=== AIM OF THE TASK ===
Search the data below for the word "components" and copy each line that holds it.

=== GIVEN DATA ===
# # # # # # #
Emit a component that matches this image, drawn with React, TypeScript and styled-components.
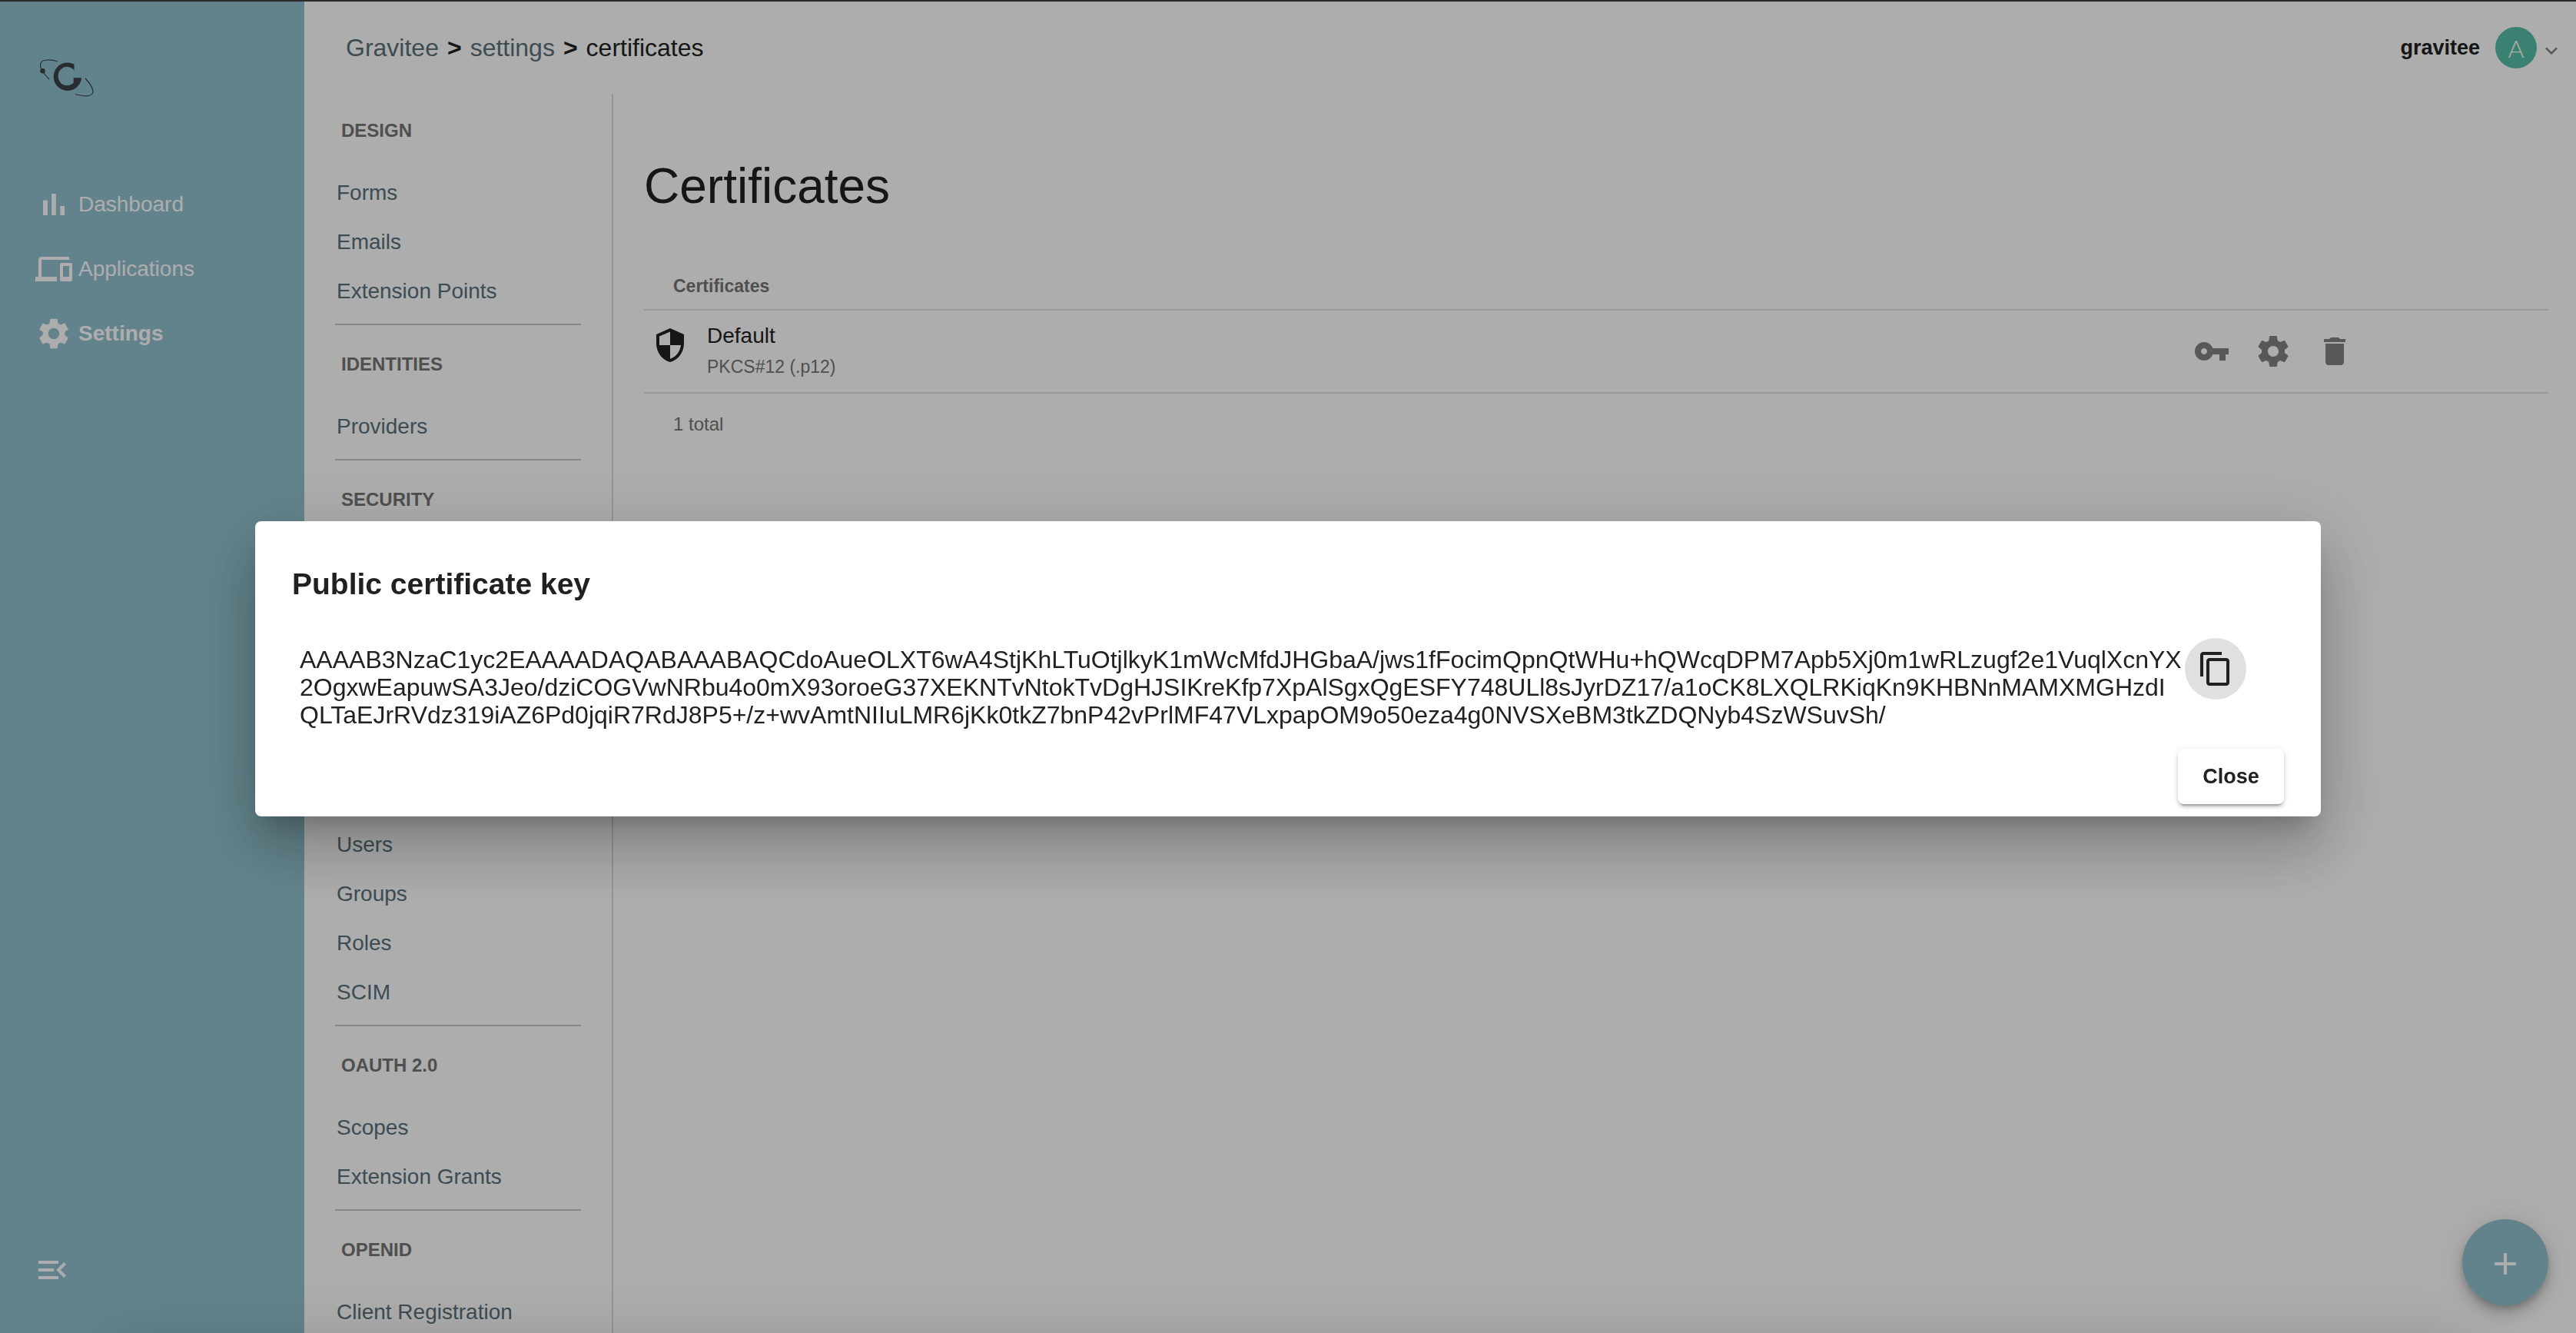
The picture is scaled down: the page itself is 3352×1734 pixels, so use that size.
import React from 'react';
import styled, { createGlobalStyle } from 'styled-components';

const GlobalStyle = createGlobalStyle`
  * { box-sizing: border-box; }
  body {
    margin: 0;
    overflow: hidden;
    font-family: "Liberation Sans", Arial, sans-serif;
    color: #212121;
    background: #fff;
  }
  button { font-family: inherit; color: inherit; border: 0; background: none; padding: 0; cursor: pointer; }
  a { text-decoration: none; color: inherit; }
`;

const Shell = styled.div`
  display: grid;
  grid-template-columns: 396px 1fr;
  height: 100vh;
  overflow: hidden;
  border-top: 2px solid #2b2a2b;
`;

const Sidebar = styled.aside`
  display: flex;
  flex-direction: column;
  justify-content: space-between;
  background: #93c2ce;
  padding: 72px 46px 58px;
`;

const LogoLink = styled.a`
  display: block;
  height: 52px;
  margin-bottom: 98px;
`;

const SideNav = styled.nav`
  display: flex;
  flex-direction: column;
`;

const SideLink = styled.a<{ $active?: boolean }>`
  display: flex;
  align-items: center;
  gap: 8px;
  height: 84px;
  font-size: 28px;
  font-weight: ${p => (p.$active ? 700 : 400)};
  color: #fff;
`;

const CollapseButton = styled.button`
  display: flex;
  width: 48px;
  height: 48px;
  margin-left: -2px;
  color: #fff;
`;

const Page = styled.div`
  display: flex;
  flex-direction: column;
  min-width: 0;
  min-height: 0;
`;

const Header = styled.header`
  display: flex;
  flex: none;
  align-items: center;
  justify-content: space-between;
  height: 120px;
  padding: 0 16px 0 54px;
`;

const Breadcrumb = styled.nav`
  display: flex;
  gap: 11px;
  font-size: 32px;
  line-height: 40px;
  a { color: #5a707b; }
`;

const Separator = styled.span`
  font-weight: 700;
`;

const UserButton = styled.button`
  display: flex;
  align-items: center;
  font-size: 27px;
  font-weight: 700;
`;

const Avatar = styled.span`
  display: flex;
  align-items: center;
  justify-content: center;
  width: 54px;
  height: 54px;
  margin: 0 3px 0 20px;
  border-radius: 50%;
  background: #56bfa8;
  color: #fff;
  font-family: Lato, "Liberation Sans", sans-serif;
  font-size: 32px;
  font-weight: 300;
`;

const Body = styled.div`
  display: grid;
  grid-template-columns: 402px 1fr;
  flex: 1;
  min-height: 0;
`;

const SubNav = styled.nav`
  overflow: hidden;
  padding: 0 40px;
  border-right: 2px solid #dcdcdc;
`;

const Section = styled.section`
  padding-bottom: 10px;
  border-bottom: 2px solid #c7c7c7;
  & + & { padding-top: 3px; }
`;

const SectionTitle = styled.h2`
  min-height: 97px;
  margin: 0;
  padding: 36px 8px 37px;
  font-size: 24px;
  line-height: 24px;
  font-weight: 700;
  color: #757575;
`;

const SectionLinks = styled.div<{ $rows: number }>`
  min-height: ${p => p.$rows * 64}px;
`;

const SubLink = styled.a`
  display: flex;
  align-items: center;
  height: 64px;
  padding: 0 2px;
  font-size: 28px;
  color: #5a707b;
`;

const Main = styled.main`
  padding: 80px 36px 0 40px;
`;

const Title = styled.h1`
  margin: 0 0 60px;
  font-size: 64px;
  line-height: 80px;
  font-weight: 400;
`;

const Table = styled.table`
  width: 100%;
  table-layout: fixed;
  border-collapse: separate;
  border-spacing: 0;
  th, td { padding: 0; text-align: left; vertical-align: middle; }
  th { height: 62px; padding-left: 38px; font-size: 23px; color: #757575; }
  th, tbody td { border-bottom: 2px solid #e0e0e0; }
  tbody td { height: 108px; }
  tfoot td { height: 80px; padding-left: 38px; font-size: 24px; color: #757575; }
`;

const NameCol = styled.col``;
const ActionsCol = styled.col`
  width: 478px;
`;

const Certificate = styled.div`
  display: flex;
  align-items: center;
  gap: 24px;
  padding-left: 10px;
`;

const ShieldBox = styled.span`
  display: flex;
  height: 64px;
`;

const CertificateText = styled.div`
  display: flex;
  flex-direction: column;
  line-height: 40px;
`;

const CertificateName = styled.span`
  font-size: 28px;
`;

const CertificateType = styled.span`
  font-size: 23px;
  color: #757575;
`;

const Actions = styled.div`
  display: flex;
`;

const IconButton = styled.button<{ $filled?: boolean }>`
  display: flex;
  flex: none;
  align-items: center;
  justify-content: center;
  width: 80px;
  height: 80px;
  border-radius: 50%;
  color: ${p => (p.$filled ? '#212121' : '#828282')};
  background: ${p => (p.$filled ? '#e0e0e0' : 'transparent')};
`;

const AddButton = styled.button`
  position: fixed;
  right: 36px;
  bottom: 36px;
  display: flex;
  align-items: center;
  justify-content: center;
  width: 112px;
  height: 112px;
  padding-top: 4px;
  border-radius: 50%;
  background: #93c2ce;
  color: #fff;
  box-shadow: 0 6px 10px -2px rgba(0, 0, 0, 0.2), 0 12px 20px rgba(0, 0, 0, 0.14), 0 2px 36px rgba(0, 0, 0, 0.12);
`;

/* Message bar parked just under the window; only its shadow shows. */
const MessageBar = styled.div`
  position: fixed;
  top: 100%;
  left: 140px;
  right: 140px;
  height: 120px;
  box-shadow: 0 18px 92px 16px rgba(0, 0, 0, 0.12), 0 48px 76px 6px rgba(0, 0, 0, 0.14);
`;

const Overlay = styled.div`
  position: fixed;
  inset: 2px 0 0;
  display: flex;
  align-items: center;
  justify-content: center;
  padding: 4px 332px 0;
  background: rgba(0, 0, 0, 0.32);
`;

const Dialog = styled.div`
  flex: 1;
  padding: 48px 48px 16px;
  border-radius: 8px;
  background: #fff;
  box-shadow: 0 22px 30px -14px rgba(0, 0, 0, 0.2), 0 48px 76px 6px rgba(0, 0, 0, 0.14), 0 18px 92px 16px rgba(0, 0, 0, 0.12);
`;

const DialogTitle = styled.h2`
  margin: 0 0 36px;
  font-size: 39px;
  line-height: 68px;
  font-weight: 700;
`;

const KeyRow = styled.div`
  display: flex;
  align-items: flex-start;
  gap: 4px;
  padding: 0 0 26px 10px;
`;

const KeyText = styled.p`
  margin: 0;
  padding-top: 10px;
  font-size: 32px;
  line-height: 36px;
  white-space: nowrap;
`;

const DialogActions = styled.div`
  display: flex;
  justify-content: flex-end;
`;

const CloseButton = styled.button`
  height: 72px;
  min-width: 138px;
  padding: 0 30px;
  border-radius: 8px;
  background: #fff;
  font-size: 27px;
  font-weight: 700;
  box-shadow: 0 6px 2px -4px rgba(0, 0, 0, 0.2), 0 4px 4px rgba(0, 0, 0, 0.14), 0 2px 10px rgba(0, 0, 0, 0.12);
`;

const Icon = ({ d, size = 48 }: { d: string; size?: number }) => (
  <svg width={size} height={size} viewBox="0 0 24 24" fill="currentColor" aria-hidden="true">
    <path d={d} />
  </svg>
);

const icons = {
  chart: 'M5 9.2h3V19H5zM10.6 5h2.8v14h-2.8zm5.6 8H19v6h-2.8z',
  devices:
    'M4 6h18V4H4c-1.1 0-2 .9-2 2v11H0v3h14v-3H4V6zm19 2h-6c-.55 0-1 .45-1 1v10c0 .55.45 1 1 1h6c.55 0 1-.45 1-1V9c0-.55-.45-1-1-1zm-1 9h-4v-7h4v7z',
  settings:
    'M19.14 12.94c.04-.3.06-.61.06-.94 0-.32-.02-.64-.07-.94l2.03-1.58c.18-.14.23-.41.12-.61l-1.92-3.32c-.12-.22-.37-.29-.59-.22l-2.39.96c-.5-.38-1.03-.7-1.62-.94l-.36-2.54c-.04-.24-.24-.41-.48-.41h-3.84c-.24 0-.43.17-.47.41l-.36 2.54c-.59.24-1.13.57-1.62.94l-2.39-.96c-.22-.08-.47 0-.59.22L2.74 8.87c-.12.21-.08.47.12.61l2.03 1.58c-.05.3-.09.63-.09.94s.02.64.07.94l-2.03 1.58c-.18.14-.23.41-.12.61l1.92 3.32c.12.22.37.29.59.22l2.39-.96c.5.38 1.03.7 1.62.94l.36 2.54c.05.24.24.41.48.41h3.84c.24 0 .44-.17.47-.41l.36-2.54c.59-.24 1.13-.56 1.62-.94l2.39.96c.22.08.47 0 .59-.22l1.92-3.32c.12-.22.07-.47-.12-.61l-2.01-1.58zM12 15.6c-1.98 0-3.6-1.62-3.6-3.6s1.62-3.6 3.6-3.6 3.6 1.62 3.6 3.6-1.62 3.6-3.6 3.6z',
  gear:
    'M19.43 12.98c.04-.32.07-.64.07-.98s-.03-.66-.07-.98l2.11-1.65c.19-.15.24-.42.12-.64l-2-3.46c-.12-.22-.39-.3-.61-.22l-2.49 1c-.52-.4-1.08-.73-1.69-.98l-.38-2.65C14.46 2.18 14.25 2 14 2h-4c-.25 0-.46.18-.49.42l-.38 2.65c-.61.25-1.17.59-1.69.98l-2.49-1c-.23-.09-.49 0-.61.22l-2 3.46c-.13.22-.07.49.12.64l2.11 1.65c-.04.32-.07.65-.07.98s.03.66.07.98l-2.11 1.65c-.19.15-.24.42-.12.64l2 3.46c.12.22.39.3.61.22l2.49-1c.52.4 1.08.73 1.69.98l.38 2.65c.03.24.24.42.49.42h4c.25 0 .46-.18.49-.42l.38-2.65c.61-.25 1.17-.59 1.69-.98l2.49 1c.23.09.49 0 .61-.22l2-3.46c.12-.22.07-.49-.12-.64l-2.11-1.65zM12 15.5c-1.93 0-3.5-1.57-3.5-3.5s1.57-3.5 3.5-3.5 3.5 1.57 3.5 3.5-1.57 3.5-3.5 3.5z',
  collapse:
    'M3 18h13v-2H3v2zm0-5h10v-2H3v2zm0-7v2h13V6H3zm18 9.59L17.42 12 21 8.41 19.59 7l-5 5 5 5L21 15.59z',
  shield:
    'M12 1L3 5v6c0 5.55 3.84 10.74 9 12 5.16-1.26 9-6.45 9-12V5l-9-4zm0 10.99h7c-.53 4.12-3.28 7.79-7 8.94V12H5V6.3l7-3.11v8.8z',
  key:
    'M12.65 10C11.83 7.67 9.61 6 7 6c-3.31 0-6 2.69-6 6s2.69 6 6 6c2.61 0 4.83-1.67 5.65-4H17v4h4v-4h2v-4H12.65zM7 14c-1.1 0-2-.9-2-2s.9-2 2-2 2 .9 2 2-.9 2-2 2z',
  trash: 'M6 19c0 1.1.9 2 2 2h8c1.1 0 2-.9 2-2V7H6v12zM19 4h-3.500l-1-1h-5l-1 1H5v2h14V4z',
  copy:
    'M16 1H4c-1.1 0-2 .9-2 2v14h2V3h12V1zm3 4H8c-1.100 0-2 .9-2 2v14c0 1.100.9 2 2 2h11c1.100 0 2-.9 2-2V7c0-1.100-.9-2-2-2zm0 16H8V7h11v14z',
  chevron: 'M7.410 11.590L12 16.170l4.590-4.580L18 13l-6 6-6-6z',
  plus: 'M19 13h-6v6h-2v-6H5v-2h6V5h2v6h6v2z',
};

const Logo = () => (
  <svg width="84" height="52" viewBox="46 74 84 52" fill="none" aria-hidden="true">
    <path d="M75 80C66 77 55 77 53 82C52 85 53 89 55 92M57 95C59 98 61 100 64 103" stroke="#3c4244" strokeWidth="1.2" />
    <path d="M111 102C118 109 123 118 120 122C117 126 107 125 98 122.500" stroke="#3c4244" strokeWidth="1.2" />
    <circle cx="55.500" cy="92.300" r="3.200" fill="#3c4244" />
    <path
      d="M96.500 83.500A18.300 18.300 0 1 0 106.200 101.200H95.700V107.500A11.700 12.200 0 1 1 96.500 91.500Z"
      fill="#3c4244"
    />
  </svg>
);

/* Sections whose links are not loaded yet keep the room of `rows` links. */
const sections: { id: string; title?: string; items: string[]; rows?: number }[] = [
  { id: 'design', title: 'DESIGN', items: ['Forms', 'Emails', 'Extension Points'] },
  { id: 'identities', title: 'IDENTITIES', items: ['Providers'] },
  { id: 'security', title: 'SECURITY', items: [], rows: 4 },
  { id: 'users', items: ['Users', 'Groups', 'Roles', 'SCIM'] },
  { id: 'oauth', title: 'OAUTH 2.0', items: ['Scopes', 'Extension Grants'] },
  { id: 'openid', title: 'OPENID', items: ['Client Registration'] },
];

const keyLines = [
  'AAAAB3NzaC1yc2EAAAADAQABAAABAQCdoAueOLXT6wA4StjKhLTuOtjlkyK1mWcMfdJHGbaA/jws1fFocimQpnQtWHu+hQWcqDPM7Apb5Xj0m1wRLzugf2e1VuqlXcnYX',
  '2OgxwEapuwSA3Jeo/dziCOGVwNRbu4o0mX93oroeG37XEKNTvNtokTvDgHJSIKreKfp7XpAlSgxQgESFY748ULl8sJyrDZ17/a1oCK8LXQLRKiqKn9KHBNnMAMXMGHzdI',
  'QLTaEJrRVdz319iAZ6Pd0jqiR7RdJ8P5+/z+wvAmtNIIuLMR6jKk0tkZ7bnP42vPrlMF47VLxpapOM9o50eza4g0NVSXeBM3tkZDQNyb4SzWSuvSh/',
];

export default function App() {
  return (
    <>
      <GlobalStyle />
      <Shell>
        <Sidebar>
          <SideNav aria-label="Main">
            <LogoLink href="#" aria-label="Home">
              <Logo />
            </LogoLink>
            <SideLink href="#dashboard">
              <Icon d={icons.chart} />
              Dashboard
            </SideLink>
            <SideLink href="#applications">
              <Icon d={icons.devices} />
              Applications
            </SideLink>
            <SideLink href="#settings" $active>
              <Icon d={icons.settings} />
              Settings
            </SideLink>
          </SideNav>
          <CollapseButton aria-label="Collapse menu">
            <Icon d={icons.collapse} />
          </CollapseButton>
        </Sidebar>
        <Page>
          <Header>
            <Breadcrumb aria-label="Breadcrumb">
              <a href="#gravitee">Gravitee</a>
              <Separator>&gt;</Separator>
              <a href="#settings">settings</a>
              <Separator>&gt;</Separator>
              <span>certificates</span>
            </Breadcrumb>
            <UserButton>
              gravitee
              <Avatar>A</Avatar>
              <svg width="32" height="32" viewBox="0 0 24 24" fill="#878787" aria-hidden="true">
                <path d={icons.chevron} />
              </svg>
            </UserButton>
          </Header>
          <Body>
            <SubNav aria-label="Settings">
              {sections.map(section => (
                <Section key={section.id}>
                  <SectionTitle>{section.title}</SectionTitle>
                  <SectionLinks $rows={section.rows ?? section.items.length}>
                    {section.items.map(item => (
                      <SubLink key={item} href="#">
                        {item}
                      </SubLink>
                    ))}
                  </SectionLinks>
                </Section>
              ))}
            </SubNav>
            <Main>
              <Title>Certificates</Title>
              <Table>
                <colgroup>
                  <NameCol />
                  <ActionsCol />
                </colgroup>
                <thead>
                  <tr>
                    <th colSpan={2}>Certificates</th>
                  </tr>
                </thead>
                <tbody>
                  <tr>
                    <td>
                      <Certificate>
                        <ShieldBox>
                          <Icon d={icons.shield} />
                        </ShieldBox>
                        <CertificateText>
                          <CertificateName>Default</CertificateName>
                          <CertificateType>PKCS#12 (.p12)</CertificateType>
                        </CertificateText>
                      </Certificate>
                    </td>
                    <td>
                      <Actions>
                        <IconButton aria-label="Public key">
                          <Icon d={icons.key} />
                        </IconButton>
                        <IconButton aria-label="Certificate settings">
                          <Icon d={icons.gear} />
                        </IconButton>
                        <IconButton aria-label="Delete certificate">
                          <Icon d={icons.trash} />
                        </IconButton>
                      </Actions>
                    </td>
                  </tr>
                </tbody>
                <tfoot>
                  <tr>
                    <td colSpan={2}>1 total</td>
                  </tr>
                </tfoot>
              </Table>
            </Main>
          </Body>
        </Page>
      </Shell>
      <AddButton aria-label="Add certificate">
        <Icon d={icons.plus} />
      </AddButton>
      <MessageBar />
      <Overlay>
        <Dialog role="dialog" aria-modal="true" aria-labelledby="dialog-title">
          <DialogTitle id="dialog-title">Public certificate key</DialogTitle>
          <KeyRow>
            <KeyText>
              {keyLines.map((line, i) => (
                <React.Fragment key={line}>
                  {i > 0 && <br />}
                  {line}
                </React.Fragment>
              ))}
            </KeyText>
            <IconButton $filled aria-label="Copy to clipboard">
              <Icon d={icons.copy} />
            </IconButton>
          </KeyRow>
          <DialogActions>
            <CloseButton>Close</CloseButton>
          </DialogActions>
        </Dialog>
      </Overlay>
    </>
  );
}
# # # # # # #
=== REPLY ===
Emit a component that matches this image, drawn with React, TypeScript and styled-components.
import styled, { createGlobalStyle } from 'styled-components';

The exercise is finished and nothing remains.